>> START

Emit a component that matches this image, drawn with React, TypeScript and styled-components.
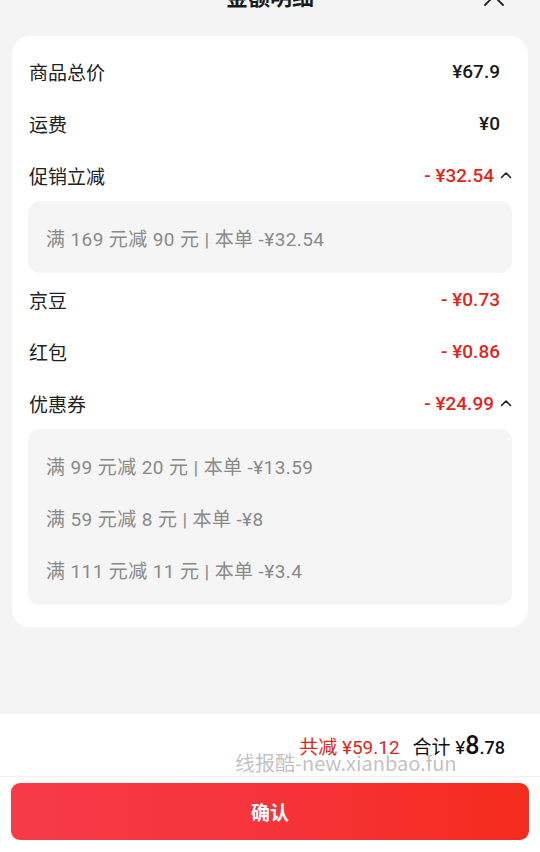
import React from "react";
import styled, { createGlobalStyle } from "styled-components";

const Global = createGlobalStyle`
  html, body { margin: 0; padding: 0; background: #f4f4f4; }
  body { font-family: Roboto, "Noto Sans CJK SC", sans-serif; color: #1a1a1a; }
  * { box-sizing: border-box; }
`;

const Page = styled.div`
  width: 540px;
  height: 852px;
  display: flex;
  flex-direction: column;
  background: #f4f4f4;
  overflow: hidden;
`;

const Header = styled.div`
  height: 36px;
  flex: none;
  display: flex;
  justify-content: center;
  align-items: flex-start;
  position: relative;
`;

const Title = styled.div`
  margin-top: -19px;
  line-height: 28px;
  font-size: 22px;
  font-weight: 700;
  color: #1a1a1a;
  font-family: "Noto Sans CJK SC", sans-serif;
`;

const Close = styled.svg`
  position: absolute;
  right: 35px;
  top: -15px;
  width: 22px;
  height: 22px;
`;

const Card = styled.div`
  margin: 0 12px;
  background: #fff;
  border-radius: 18px;
  padding: 9px 16px 22px;
  display: flex;
  flex-direction: column;
`;

const Row = styled.div`
  height: 52px;
  display: flex;
  align-items: center;
  justify-content: space-between;
  padding: 0 12px 0 1px;
`;

const Label = styled.span`
  font-family: "Noto Sans CJK SC", sans-serif;
  font-size: 19px;
  color: #222;
`;

const ValueWrap = styled.span<{ $fold?: boolean }>`
  display: flex;
  align-items: center;
  gap: 6px;
  margin-right: ${(p) => (p.$fold ? "-12px" : "0")};
`;

const Value = styled.span<{ $red?: boolean }>`
  font-family: Roboto, "Noto Sans CJK SC", sans-serif;
  font-size: 19px;
  font-weight: 500;
  color: ${(p) => (p.$red ? "#e1251b" : "#1a1a1a")};
  white-space: pre;
`;

const Detail = styled.div`
  background: #f5f5f5;
  border-radius: 12px;
  padding: 10px 18px;
  display: flex;
  flex-direction: column;
`;

const DetailLine = styled.div`
  height: 52px;
  display: flex;
  align-items: center;
  font-family: Roboto, "Noto Sans CJK SC", sans-serif;
  font-size: 19px;
  letter-spacing: 0.4px;
  color: #8a8a8a;
  white-space: pre;
`;

const Spacer = styled.div`
  flex: 1;
`;

const Footer = styled.div`
  flex: none;
  background: #fff;
  display: flex;
  flex-direction: column;
  position: relative;
`;

const Totals = styled.div`
  height: 63px;
  display: flex;
  align-items: center;
  justify-content: flex-end;
  gap: 13px;
  padding-right: 35px;
  border-bottom: 1px solid #f1f1f1;
`;

const Saved = styled.span`
  font-family: Roboto, "Noto Sans CJK SC", sans-serif;
  font-size: 19px;
  color: #e1251b;
`;

const Total = styled.span`
  font-family: Roboto, "Noto Sans CJK SC", sans-serif;
  font-size: 19px;
  color: #111;
  display: flex;
  align-items: baseline;
`;

const Big = styled.span`
  font-size: 25px;
  font-weight: 500;
`;

const Small = styled.span`
  font-size: 18px;
  font-weight: 500;
`;

const Watermark = styled.div`
  position: absolute;
  left: 235px;
  top: 34px;
  font-family: "Noto Sans CJK SC", sans-serif;
  font-size: 20px;
  color: rgba(140, 140, 140, 0.55);
  pointer-events: none;
  white-space: nowrap;
`;

const ButtonArea = styled.div`
  padding: 6px 11px 12px;
`;

const Confirm = styled.button`
  width: 100%;
  height: 57px;
  border: none;
  border-radius: 9px;
  background: linear-gradient(90deg, #f63b48 0%, #f5333a 50%, #f52b1c 100%);
  color: #fff;
  font-family: "Noto Sans CJK SC", sans-serif;
  font-size: 19px;
  font-weight: 700;
  display: flex;
  align-items: center;
  justify-content: center;
`;

const Chevron = () => (
  <svg width="12" height="8" viewBox="0 0 12 8">
    <path d="M1.5 6.5 L6 2 L10.5 6.5" fill="none" stroke="#222" strokeWidth="1.6" strokeLinecap="round" strokeLinejoin="round" />
  </svg>
);

export default function App() {
  return (
    <>
      <Global />
      <Page>
        <Header>
          <Title>金额明细</Title>
          <Close viewBox="0 0 22 22">
            <path d="M2 2 L20 20 M20 2 L2 20" stroke="#222" strokeWidth="1.8" strokeLinecap="round" />
          </Close>
        </Header>
        <Card>
          <Row>
            <Label>商品总价</Label>
            <Value>¥67.9</Value>
          </Row>
          <Row>
            <Label>运费</Label>
            <Value>¥0</Value>
          </Row>
          <Row>
            <Label>促销立减</Label>
            <ValueWrap $fold>
              <Value $red>- ¥32.54</Value>
              <Chevron />
            </ValueWrap>
          </Row>
          <Detail>
            <DetailLine>满 169 元减 90 元 | 本单 -¥32.54</DetailLine>
          </Detail>
          <Row>
            <Label>京豆</Label>
            <Value $red>- ¥0.73</Value>
          </Row>
          <Row>
            <Label>红包</Label>
            <Value $red>- ¥0.86</Value>
          </Row>
          <Row>
            <Label>优惠券</Label>
            <ValueWrap $fold>
              <Value $red>- ¥24.99</Value>
              <Chevron />
            </ValueWrap>
          </Row>
          <Detail>
            <DetailLine>满 99 元减 20 元 | 本单 -¥13.59</DetailLine>
            <DetailLine>满 59 元减 8 元 | 本单 -¥8</DetailLine>
            <DetailLine>满 111 元减 11 元 | 本单 -¥3.4</DetailLine>
          </Detail>
        </Card>
        <Spacer />
        <Footer>
          <Totals>
            <Saved>共减 ¥59.12</Saved>
            <Total>
              合计 ¥<Big>8</Big>
              <Small>.78</Small>
            </Total>
          </Totals>
          <Watermark>线报酷-new.xianbao.fun</Watermark>
          <ButtonArea>
            <Confirm>确认</Confirm>
          </ButtonArea>
        </Footer>
      </Page>
    </>
  );
}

>> END

## [Task requirements]
Without the pictures, transcribe the listing above exactly.

## [Answer to the problem]
Emit a component that matches this image, drawn with React, TypeScript and styled-components.
import React from "react";
import styled, { createGlobalStyle } from "styled-components";

const Global = createGlobalStyle`
  html, body { margin: 0; padding: 0; background: #f4f4f4; }
  body { font-family: Roboto, "Noto Sans CJK SC", sans-serif; color: #1a1a1a; }
  * { box-sizing: border-box; }
`;

const Page = styled.div`
  width: 540px;
  height: 852px;
  display: flex;
  flex-direction: column;
  background: #f4f4f4;
  overflow: hidden;
`;

const Header = styled.div`
  height: 36px;
  flex: none;
  display: flex;
  justify-content: center;
  align-items: flex-start;
  position: relative;
`;

const Title = styled.div`
  margin-top: -19px;
  line-height: 28px;
  font-size: 22px;
  font-weight: 700;
  color: #1a1a1a;
  font-family: "Noto Sans CJK SC", sans-serif;
`;

const Close = styled.svg`
  position: absolute;
  right: 35px;
  top: -15px;
  width: 22px;
  height: 22px;
`;

const Card = styled.div`
  margin: 0 12px;
  background: #fff;
  border-radius: 18px;
  padding: 9px 16px 22px;
  display: flex;
  flex-direction: column;
`;

const Row = styled.div`
  height: 52px;
  display: flex;
  align-items: center;
  justify-content: space-between;
  padding: 0 12px 0 1px;
`;

const Label = styled.span`
  font-family: "Noto Sans CJK SC", sans-serif;
  font-size: 19px;
  color: #222;
`;

const ValueWrap = styled.span<{ $fold?: boolean }>`
  display: flex;
  align-items: center;
  gap: 6px;
  margin-right: ${(p) => (p.$fold ? "-12px" : "0")};
`;

const Value = styled.span<{ $red?: boolean }>`
  font-family: Roboto, "Noto Sans CJK SC", sans-serif;
  font-size: 19px;
  font-weight: 500;
  color: ${(p) => (p.$red ? "#e1251b" : "#1a1a1a")};
  white-space: pre;
`;

const Detail = styled.div`
  background: #f5f5f5;
  border-radius: 12px;
  padding: 10px 18px;
  display: flex;
  flex-direction: column;
`;

const DetailLine = styled.div`
  height: 52px;
  display: flex;
  align-items: center;
  font-family: Roboto, "Noto Sans CJK SC", sans-serif;
  font-size: 19px;
  letter-spacing: 0.4px;
  color: #8a8a8a;
  white-space: pre;
`;

const Spacer = styled.div`
  flex: 1;
`;

const Footer = styled.div`
  flex: none;
  background: #fff;
  display: flex;
  flex-direction: column;
  position: relative;
`;

const Totals = styled.div`
  height: 63px;
  display: flex;
  align-items: center;
  justify-content: flex-end;
  gap: 13px;
  padding-right: 35px;
  border-bottom: 1px solid #f1f1f1;
`;

const Saved = styled.span`
  font-family: Roboto, "Noto Sans CJK SC", sans-serif;
  font-size: 19px;
  color: #e1251b;
`;

const Total = styled.span`
  font-family: Roboto, "Noto Sans CJK SC", sans-serif;
  font-size: 19px;
  color: #111;
  display: flex;
  align-items: baseline;
`;

const Big = styled.span`
  font-size: 25px;
  font-weight: 500;
`;

const Small = styled.span`
  font-size: 18px;
  font-weight: 500;
`;

const Watermark = styled.div`
  position: absolute;
  left: 235px;
  top: 34px;
  font-family: "Noto Sans CJK SC", sans-serif;
  font-size: 20px;
  color: rgba(140, 140, 140, 0.55);
  pointer-events: none;
  white-space: nowrap;
`;

const ButtonArea = styled.div`
  padding: 6px 11px 12px;
`;

const Confirm = styled.button`
  width: 100%;
  height: 57px;
  border: none;
  border-radius: 9px;
  background: linear-gradient(90deg, #f63b48 0%, #f5333a 50%, #f52b1c 100%);
  color: #fff;
  font-family: "Noto Sans CJK SC", sans-serif;
  font-size: 19px;
  font-weight: 700;
  display: flex;
  align-items: center;
  justify-content: center;
`;

const Chevron = () => (
  <svg width="12" height="8" viewBox="0 0 12 8">
    <path d="M1.5 6.5 L6 2 L10.5 6.5" fill="none" stroke="#222" strokeWidth="1.6" strokeLinecap="round" strokeLinejoin="round" />
  </svg>
);

export default function App() {
  return (
    <>
      <Global />
      <Page>
        <Header>
          <Title>金额明细</Title>
          <Close viewBox="0 0 22 22">
            <path d="M2 2 L20 20 M20 2 L2 20" stroke="#222" strokeWidth="1.8" strokeLinecap="round" />
          </Close>
        </Header>
        <Card>
          <Row>
            <Label>商品总价</Label>
            <Value>¥67.9</Value>
          </Row>
          <Row>
            <Label>运费</Label>
            <Value>¥0</Value>
          </Row>
          <Row>
            <Label>促销立减</Label>
            <ValueWrap $fold>
              <Value $red>- ¥32.54</Value>
              <Chevron />
            </ValueWrap>
          </Row>
          <Detail>
            <DetailLine>满 169 元减 90 元 | 本单 -¥32.54</DetailLine>
          </Detail>
          <Row>
            <Label>京豆</Label>
            <Value $red>- ¥0.73</Value>
          </Row>
          <Row>
            <Label>红包</Label>
            <Value $red>- ¥0.86</Value>
          </Row>
          <Row>
            <Label>优惠券</Label>
            <ValueWrap $fold>
              <Value $red>- ¥24.99</Value>
              <Chevron />
            </ValueWrap>
          </Row>
          <Detail>
            <DetailLine>满 99 元减 20 元 | 本单 -¥13.59</DetailLine>
            <DetailLine>满 59 元减 8 元 | 本单 -¥8</DetailLine>
            <DetailLine>满 111 元减 11 元 | 本单 -¥3.4</DetailLine>
          </Detail>
        </Card>
        <Spacer />
        <Footer>
          <Totals>
            <Saved>共减 ¥59.12</Saved>
            <Total>
              合计 ¥<Big>8</Big>
              <Small>.78</Small>
            </Total>
          </Totals>
          <Watermark>线报酷-new.xianbao.fun</Watermark>
          <ButtonArea>
            <Confirm>确认</Confirm>
          </ButtonArea>
        </Footer>
      </Page>
    </>
  );
}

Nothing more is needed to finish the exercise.